Oil prices were largely steady on Wednesday, hovering near a four-week high hit a day earlier after top exporter Saudi Arabia said it was determined to end a supply glut.
Brent crude, the global benchmark, was up 8 cents at $58.41 a barrel after settling on Tuesday up 96 cents, or 1.7 percent. US West Texas Intermediate crude was trading down 4 cents at $52.43.
Saudi Arabia’s Energy Minister Khalid al-Falih said on Wednesday the focus remained on reducing oil stocks in industrialised countries to their five-year average and raised the prospect of prolonged output restraint once an OPEC-led supply-cutting pact ends.
The Organization of the Petroleum Exporting Countries (OPEC), plus Russia and nine other producers, have cut oil output by about 1.8 million barrels per day (bpd) since January. The pact runs to March 2018, but they are considering extending it.
"OPEC is holding a line on the production cuts," said Tony Nunan, oil risk manager at Mitsubishi Corp in Tokyo. "Even though shale (output) is now rebounding, the stocks are drawing, and now we're heading into the winter season, so the market is strong."
US crude stocks rose by 519,000 barrels last week, industry group the American Petroleum Institute said on Tuesday. That compared with analysts' expectations for a decline of 2.6 million barrels.
Gasoline inventories fell by 5.8 million barrels, compared with analysts’ expectations for a 17,000 barrel decline. Distillate fuel stockpiles, which include diesel and heating oil, fell by 4.9 million barrels, compared with expectations for an 860,000 barrel drop, the API data showed.
The US Energy Information Administration will release official government inventory data later on Wednesday.

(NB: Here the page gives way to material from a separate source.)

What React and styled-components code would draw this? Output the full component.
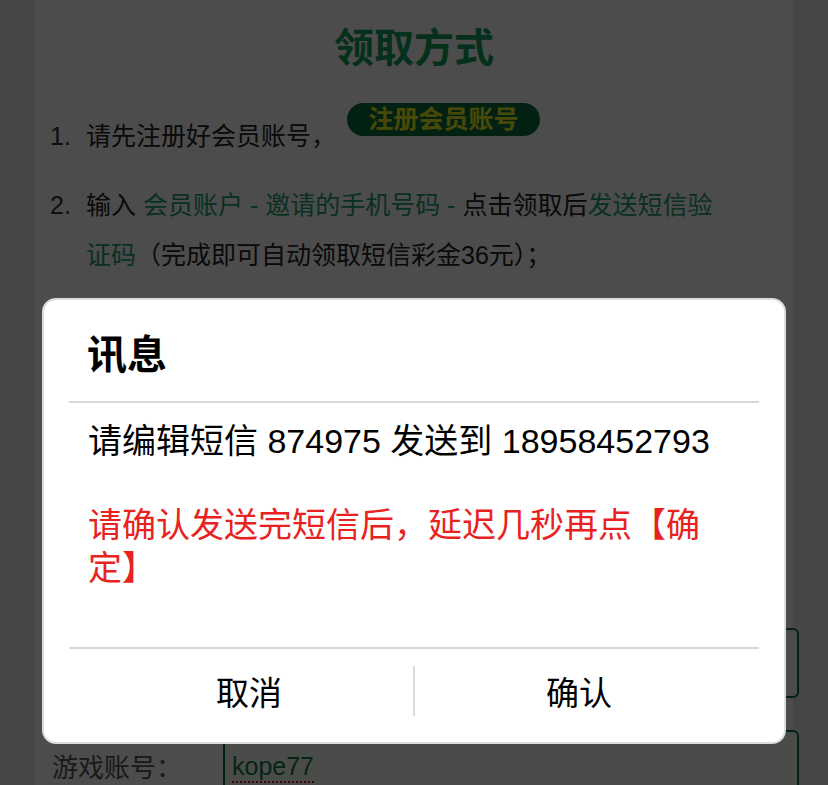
import React from 'react'
import styled, { createGlobalStyle } from 'styled-components'

const GlobalStyle = createGlobalStyle`
  html, body {
    margin: 0;
    height: 100%;
    overflow: hidden;
    background: #ececec;
  }
  body {
    font-family: "Liberation Sans", "Noto Sans CJK SC", sans-serif;
    color: #333;
  }
`

const Page = styled.div`
  padding: 0 35px;
  height: 100vh;
`

const Card = styled.div`
  background: #fff;
  padding: 22px 15px 40px;
  min-height: 100%;
  box-sizing: border-box;
`

const Heading = styled.h2`
  margin: 0;
  font-size: 40px;
  line-height: 52px;
  font-weight: bold;
  text-align: center;
  color: #13a05c;
`

const Steps = styled.div`
  margin-top: 37px;
`

const Step = styled.div`
  display: flex;
  font-size: 25px;
  line-height: 50px;
  & + & {
    margin-top: 19px;
  }
`

const Num = styled.span`
  flex: 0 0 36px;
`

const StepBody = styled.div`
  flex: 1;
  max-width: 650px;
  color: #222;
`

const Hl = styled.span`
  color: #22a070;
`

const RegisterButton = styled.span`
  display: inline-block;
  vertical-align: top;
  margin: -8px 0 0 11px;
  width: 193px;
  height: 33px;
  line-height: 33px;
  border-radius: 17px;
  background: #07703d;
  color: #f2f21e;
  font-weight: bold;
  font-size: 25px;
  text-align: center;
`

const Form = styled.div`
  margin-top: 348px;
  display: flex;
  flex-direction: column;
  gap: 32px;
`

const FieldRow = styled.div`
  display: flex;
  align-items: center;
`

const Label = styled.span`
  flex: 0 0 171px;
  padding-left: 2px;
  font-size: 26px;
  color: #555;
`

const Field = styled.div`
  flex: 0 0 576px;
  height: 70px;
  box-sizing: border-box;
  border: 2px solid #0d7040;
  border-radius: 6px;
  background: #f6fff6;
  padding: 6px 7px 0;
  font-size: 25px;
  line-height: 56px;
  color: #137a4c;
`

const Typed = styled.span`
  text-decoration: underline dotted #d01818;
  text-decoration-thickness: 2px;
  text-underline-offset: 6px;
`

const Overlay = styled.div`
  position: fixed;
  inset: 0;
  background: rgba(0, 0, 0, 0.7);
  display: flex;
  justify-content: center;
  align-items: flex-start;
  padding-top: 298px;
`

const Dialog = styled.div`
  width: 744px;
  box-sizing: border-box;
  background: #fff;
  border: 2px solid #dcdcdc;
  border-radius: 14px;
  padding: 0 25px;
  color: #000;
`

const DialogHeader = styled.div`
  height: 103px;
  box-sizing: border-box;
  padding: 27px 18px 0;
  border-bottom: 2px solid #d8d8d8;
  font-size: 40px;
  line-height: 56px;
  font-weight: bold;
`

const DialogBody = styled.div`
  padding: 17px 19px 57px;
  font-size: 34px;
  line-height: 43px;
`

const Warning = styled.div`
  margin-top: 41px;
  color: #e8231f;
`

const DialogFooter = styled.div`
  display: flex;
  height: 95px;
  box-sizing: border-box;
  border-top: 2px solid #d8d8d8;
  padding: 0 16px 9px;
`

const FooterButton = styled.button`
  flex: 1;
  border: 0;
  background: none;
  padding: 0;
  font-family: inherit;
  font-size: 33px;
  color: #000;
`

const FooterDivider = styled.span`
  flex: 0 0 2px;
  align-self: center;
  height: 50px;
  background: #dcdcdc;
`

export default function App() {
  return (
    <>
      <GlobalStyle />
      <Page>
        <Card>
          <Heading>领取方式</Heading>
          <Steps>
            <Step>
              <Num>1.</Num>
              <StepBody>
                请先注册好会员账号，<RegisterButton>注册会员账号</RegisterButton>
              </StepBody>
            </Step>
            <Step>
              <Num>2.</Num>
              <StepBody>
                输入 <Hl>会员账户 - 邀请的手机号码 - </Hl>点击领取后<Hl>发送短信验证码</Hl>（完成即可自动领取短信彩金36元）；
              </StepBody>
            </Step>
          </Steps>
          <Form>
            <FieldRow>
              <Label>手机号码：</Label>
              <Field />
            </FieldRow>
            <FieldRow>
              <Label>游戏账号：</Label>
              <Field><Typed>kope77</Typed></Field>
            </FieldRow>
          </Form>
        </Card>
      </Page>
      <Overlay>
        <Dialog>
          <DialogHeader>讯息</DialogHeader>
          <DialogBody>
            <div>请编辑短信 874975 发送到 18958452793</div>
            <Warning>请确认发送完短信后，延迟几秒再点【确定】</Warning>
          </DialogBody>
          <DialogFooter>
            <FooterButton>取消</FooterButton>
            <FooterDivider />
            <FooterButton>确认</FooterButton>
          </DialogFooter>
        </Dialog>
      </Overlay>
    </>
  )
}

The disruptions to exports from Iraq, OPEC's second-largest producer, as Iraqi pro-government paramilitaries fight against Kurdish separatists have also provided support to oil prices.
Crude oil flows through the Iraqi Kurdistan pipeline to Turkey's port of Ceyhan were up slightly at 300,000 bpd on Tuesday, about half the level before the Iraqi takeover of Kirkuk.
“The situation is Iraq is pushing prices up a little bit, but it’s going to be different than before because the higher the prices go, the more the shale can rebound,” Nunan said.